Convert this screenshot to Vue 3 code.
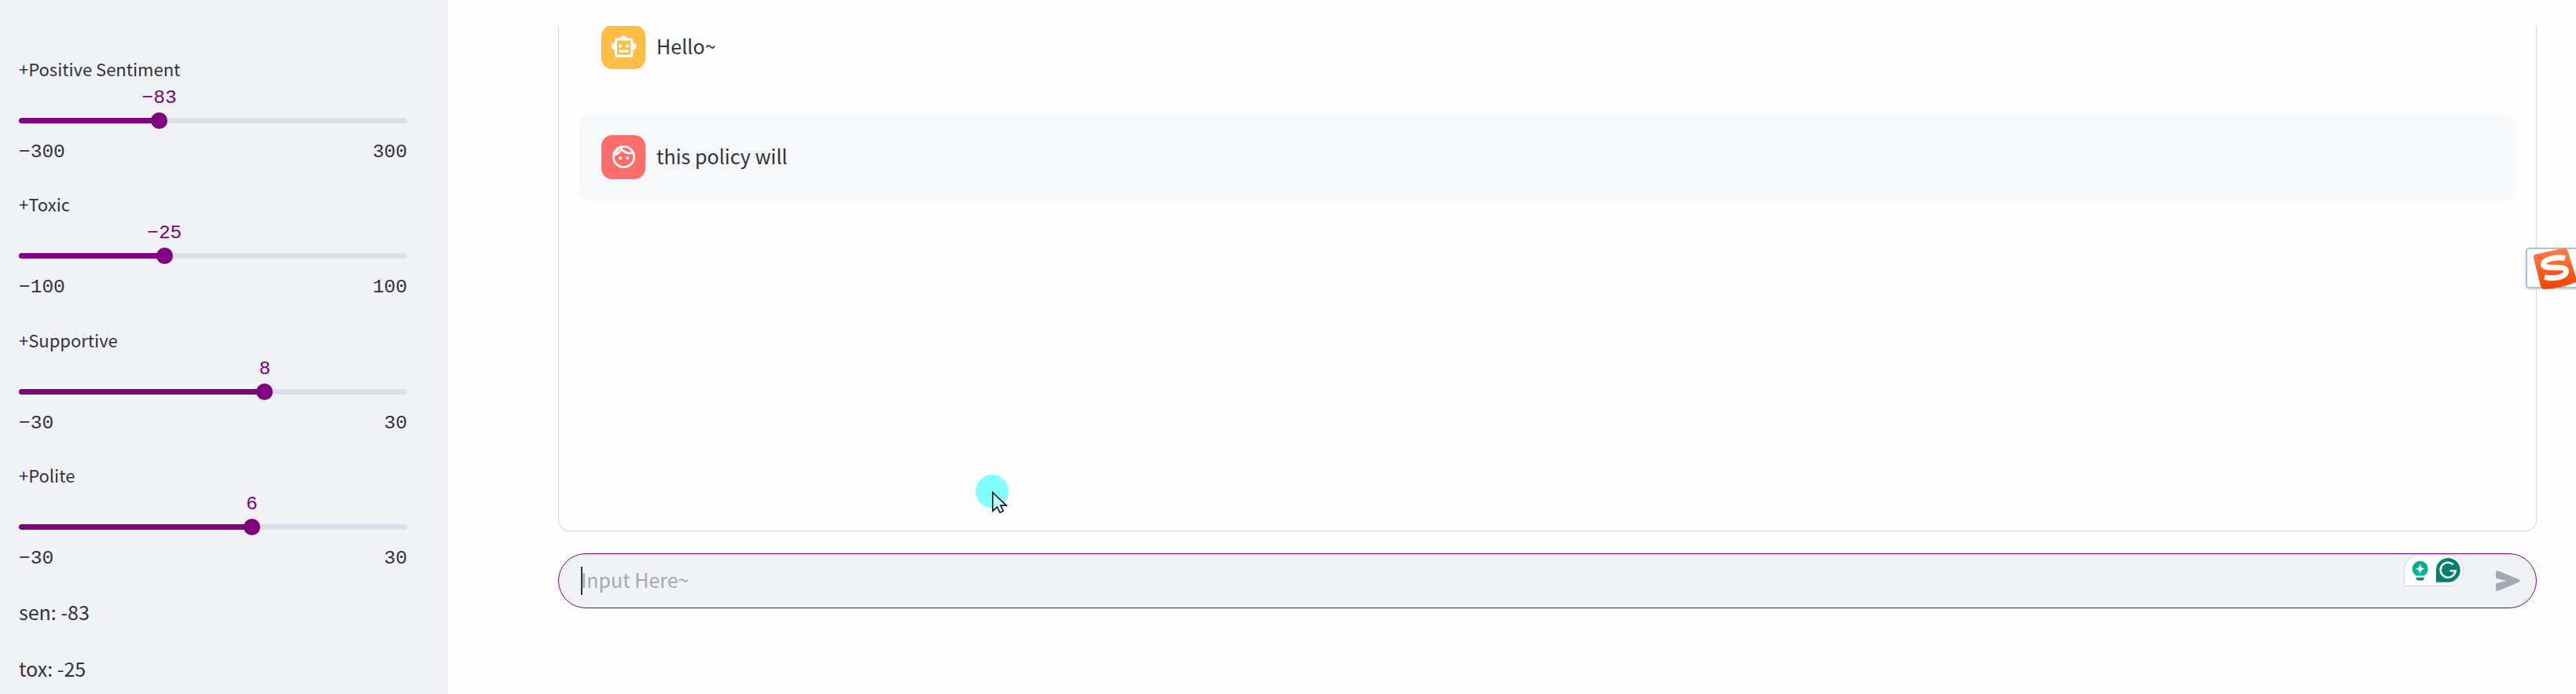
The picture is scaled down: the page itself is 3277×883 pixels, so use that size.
<script setup>
const sliders = [
  { name: '+Positive Sentiment', value: -83, limit: 300 },
  { name: '+Toxic', value: -25, limit: 100 },
  { name: '+Supportive', value: 8, limit: 30 },
  { name: '+Polite', value: 6, limit: 30 },
]
const pct = (s) => ((s.value + s.limit) / (2 * s.limit)) * 100 + '%'
const fmt = (n) => String(n).replace('-', '−')
</script>

<template>
  <div class="app">
    <aside class="sidebar">
      <div class="sliders">
        <section v-for="s in sliders" :key="s.name" class="slider">
          <div class="label"><span>{{ s.name }}</span></div>
          <div class="value-row"><span class="value" :style="{ left: pct(s) }">{{ fmt(s.value) }}</span></div>
          <div class="track">
            <div class="fill" :style="{ width: pct(s) }"></div>
            <div class="knob" :style="{ left: pct(s) }"></div>
          </div>
          <div class="range"><span>{{ fmt(-s.limit) }}</span><span>{{ s.limit }}</span></div>
        </section>
      </div>
      <div class="readout">
        <p>sen: -83</p>
        <p>tox: -25</p>
      </div>
    </aside>

    <main class="main">
      <div class="chat">
        <div class="message">
          <div class="avatar bot">
            <svg width="56" height="56" viewBox="0 0 56 56">
              <path fill="#fff" fill-rule="evenodd" d="M24.3 16.5a4.2 4.2 0 0 1 8.2 0h4.8a3 3 0 0 1 3 3v2.9a4.4 4.4 0 0 1 0 8.8v6.5a3 3 0 0 1-3 3H20a3 3 0 0 1-3-3v-6.5a4.4 4.4 0 0 1 0-8.8v-2.9a3 3 0 0 1 3-3zM20 19.500v18.200h17.300v-18.200z" />
              <circle cx="24.200" cy="26.400" r="2.200" fill="#fff" />
              <circle cx="33" cy="26.400" r="2.200" fill="#fff" />
              <path fill="#fff" d="M22.800 31.500h11.700v3h-11.700z" />
            </svg>
          </div>
          <p>Hello~</p>
        </div>
        <div class="message user">
          <div class="avatar human">
            <svg width="56" height="56" viewBox="0 0 56 56">
              <g fill="none" stroke="#fff" stroke-width="2.800">
                <circle cx="28.500" cy="27.500" r="13.200" />
                <path d="M24.500 16.500c3.500 5.300 9 7 15.500 6.300" />
                <path d="M25.300 17.500c-1.500 4-4.500 6.500-8.800 8" stroke-width="2.400" />
                <path d="M21.800 18.500l-3.500 4.300" stroke-width="1.600" />
              </g>
              <circle cx="24.200" cy="29" r="1.900" fill="#fff" />
              <circle cx="33" cy="29" r="1.900" fill="#fff" />
            </svg>
          </div>
          <p>this policy will</p>
        </div>
      </div>

      <div class="composer">
        <div class="caret"></div>
        <div class="placeholder">Input Here~</div>
        <svg class="send" width="31" height="26" viewBox="0 0 31 26">
          <path fill="#a5a7b4" d="M0 2.300C0 .6 1.500-.4 3 .2L29.500 11.200c1.600.7 1.600 2.900 0 3.600L3 25.800c-1.500.6-3-.4-3-2.100V17.800c0-.9.6-1.700 1.500-1.900L13.300 13 1.500 10.100C.6 9.900 0 9.100 0 8.200z" />
        </svg>
        <div class="assist">
          <svg width="77" height="42" viewBox="0 0 77 42">
            <defs>
              <linearGradient id="bulb" x1="0" y1="0" x2="0" y2="1">
                <stop offset="0" stop-color="#08a688" />
                <stop offset="1" stop-color="#00bd9a" />
              </linearGradient>
            </defs>
            <path d="M20.500.5h35.500a20 20 0 0 1 0 40H.5v-20a20 20 0 0 1 20-20z" fill="#fff" stroke="#d3d6e3" />
            <path d="M15.500 27.500c-3-2-4.800-5.200-4.800-8.800a10 10 0 0 1 20 0c0 3.600-1.800 6.800-4.800 8.800z" fill="url(#bulb)" />
            <path d="M20.700 12.500c.9 4 2.200 5.300 6 6.200-3.800.9-5.100 2.200-6 6.200-.9-4-2.200-5.300-6-6.200 3.800-.9 5.100-2.200 6-6.200z" fill="#fff" />
            <path d="M15.600 29.700h10.300v.8a3 3 0 0 1-3 3h-4.300a3 3 0 0 1-3-3z" fill="#078b78" />
            <path d="M56.300 5a15.400 15.400 0 0 1 0 30.800H41V20.400A15.400 15.400 0 0 1 56.300 5z" fill="#027e6f" />
            <path d="M62.800 13.400A9.500 9.500 0 1 0 65.600 21.300H58.500" fill="none" stroke="#fff" stroke-width="2.600" />
          </svg>
        </div>
      </div>
    </main>

    <div class="ime">
      <svg width="64" height="54" viewBox="0 0 64 54">
        <defs>
          <linearGradient id="tile" x1="0" y1="0" x2="0" y2="1">
            <stop offset="0" stop-color="#ff7d49" />
            <stop offset="1" stop-color="#f34300" />
          </linearGradient>
        </defs>
        <path d="M13 8.500L49 .5q3-.5 4 2.500L64 38v6Q44 52 24 53q-4 0-5-4L10 12.500q-.5-3 3-4z" fill="url(#tile)" />
        <path d="M50 13.500C41 11.500 23 14 22.500 21.500 22 29 51 21.500 51.500 29.500 52 38 34 40.500 24 37.500" fill="none" stroke="#fff" stroke-width="7" />
      </svg>
    </div>

    <svg class="pointer" width="46" height="52" viewBox="0 0 46 52">
      <circle cx="21" cy="21" r="21" fill="#80ffff" />
      <path d="M21.800 22.500V46l5.700-5 3.600 7.200 4.200-2-3.400-7h7.300z" fill="#fff" fill-opacity=".5" stroke="#06252b" stroke-width="1.700" />
    </svg>
  </div>
</template>

<style>
body { margin: 0; background: #fefefe; overflow: hidden; }
</style>

<style scoped>
.app {
  position: relative;
  display: flex;
  width: 3277px;
  height: 883px;
  overflow: hidden;
  background: #fefefe;
  color: #31333f;
  font-family: "Noto Sans CJK SC", "Noto Sans", sans-serif;
}
p { margin: 0; }
.sidebar {
  box-sizing: border-box;
  flex: none;
  width: 570px;
  height: 883px;
  padding: 72px 52px 0 24px;
  background: #f0f2f6;
}
.sliders { display: flex; flex-direction: column; gap: 36.330px; }
.label { height: 30px; margin-bottom: 9px; font-size: 22px; line-height: 30px; white-space: nowrap; }
.value-row { position: relative; height: 28px; margin-bottom: 11px; }
.value {
  position: absolute;
  top: 0;
  transform: translateX(-50%);
  color: #800080;
}
.value, .range { font: 24.500px/28px "Liberation Mono", monospace; }
.track { position: relative; height: 7px; margin-bottom: 23px; border-radius: 4px; background: #dadfe9; }
.fill { height: 7px; border-radius: 4px; background: #800080; }
.knob {
  position: absolute;
  top: -7px;
  width: 21px;
  height: 21px;
  margin-left: -10.500px;
  border-radius: 50%;
  background: #800080;
}
.range { display: flex; justify-content: space-between; height: 28px; }
.readout { display: flex; flex-direction: column; gap: 30px; margin-top: 32px; font-size: 25px; line-height: 42px; }
.main { flex: none; width: 2517px; padding: 33px 0 0 140px; }
.chat {
  box-sizing: border-box;
  height: 643px;
  border: 1px solid #d5d6da;
  border-top: 0;
  border-radius: 0 0 14px 14px;
  padding: 0 26px;
  overflow: hidden;
}
.message {
  display: flex;
  align-items: center;
  gap: 14px;
  box-sizing: border-box;
  height: 112px;
  margin-top: -29px;
  padding: 28px;
  border-radius: 14px;
  font-size: 25.100px;
  line-height: 42px;
}
.message p { margin-bottom: 4px; }
.message.user { margin-top: 28px; background: #f7f8fa; }
.avatar { flex: none; width: 56px; height: 56px; border-radius: 14px; }
.avatar svg { display: block; }
.bot { background: #ffbd45; }
.human { background: #ff6c6c; }
.composer {
  position: relative;
  display: flex;
  align-items: center;
  box-sizing: border-box;
  height: 70px;
  margin-top: 28px;
  padding: 0 20px 0 28px;
  border: 1px solid #800080;
  border-radius: 35px;
  background: #f0f2f6;
}
.caret { width: 2px; height: 36px; background: #31333f; }
.placeholder { flex: 1; margin: 0 0 4px -2px; color: #a5a7b0; font-size: 25px; line-height: 42px; }
.send { flex: none; }
.assist { position: absolute; top: 0; right: 91px; height: 42px; }
.assist svg { display: block; }
.ime {
  position: absolute;
  left: 3213px;
  top: 315px;
  box-sizing: border-box;
  width: 80px;
  height: 52px;
  border: 2px solid #b3c0cd;
  border-radius: 5px;
  background: #fff;
  box-shadow: 0 1px 3px #c5ccd4;
}
.ime svg { position: absolute; left: -2px; top: -2px; }
.pointer { position: absolute; left: 1241px; top: 604px; }
</style>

__What to do__
Where a line above contains the string "this", copy that line.

__Solution to the problem__
Convert this screenshot to Vue 3 code.
          <p>this policy will</p>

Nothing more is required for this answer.